__PROBLEM DETAILS__. Assemble all lines in which the string "React" appears.

__DATA SEGMENT__.
****************

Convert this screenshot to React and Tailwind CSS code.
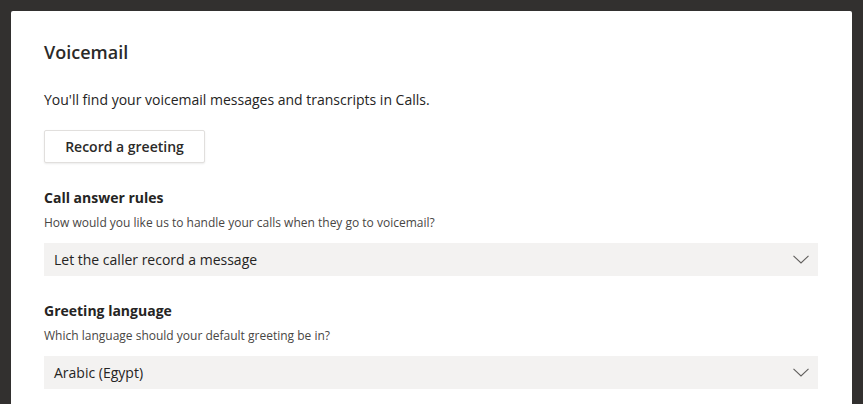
import React from 'react';

// Small chevron used by the dropdowns
function Chevron() {
  return (
    <svg width="16" height="9" viewBox="0 0 16 9" fill="none" className="shrink-0">
      <path d="M0.5 0.8 L8 8 L15.5 0.8" stroke="#605e5c" strokeWidth="1.1" />
    </svg>
  );
}

function Dropdown({ value }) {
  return (
    <div className="flex h-[33px] items-center justify-between bg-[#f3f2f1] pl-[10px] pr-[9px] text-[14px] text-[#252423]">
      <span>{value}</span>
      <Chevron />
    </div>
  );
}

function Section({ title, hint, value }) {
  return (
    <div className="mt-[25px]">
      <div className="text-[14px] font-bold leading-[20px] text-[#252423]">{title}</div>
      <div className="mt-[7px] text-[12px] leading-[16px] text-[#484644]">{hint}</div>
      <div className="mt-[12px]">
        <Dropdown value={value} />
      </div>
    </div>
  );
}

export default function App() {
  return (
    <div
      className="h-[404px] overflow-hidden bg-[#32302f] px-[11px] pt-[11px]"
      style={{ fontFamily: '"Open Sans", "Noto Sans", sans-serif' }}
    >
      <div className="h-full rounded-t-[2px] bg-white pl-[33px] pr-[34px] pt-[29px]">
        <h1 className="text-[18px] font-semibold leading-[24px] text-[#2b2a29]">Voicemail</h1>
        <p className="mt-[26px] text-[14px] leading-[20px] text-[#252423]">
          You'll find your voicemail messages and transcripts in Calls.
        </p>
        <button className="mt-[20px] h-[33px] w-[161px] rounded-[2px] border border-[#e1dfdd] bg-white text-[14px] font-semibold text-[#2b2a29] shadow-[0_1px_2px_rgba(0,0,0,0.08)]">
          Record a greeting
        </button>
        <Section
          title="Call answer rules"
          hint="How would you like us to handle your calls when they go to voicemail?"
          value="Let the caller record a message"
        />
        <Section
          title="Greeting language"
          hint="Which language should your default greeting be in?"
          value="Arabic (Egypt)"
        />
      </div>
    </div>
  );
}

****************

__THE OUTPUT__.
Convert this screenshot to React and Tailwind CSS code.
import React from 'react';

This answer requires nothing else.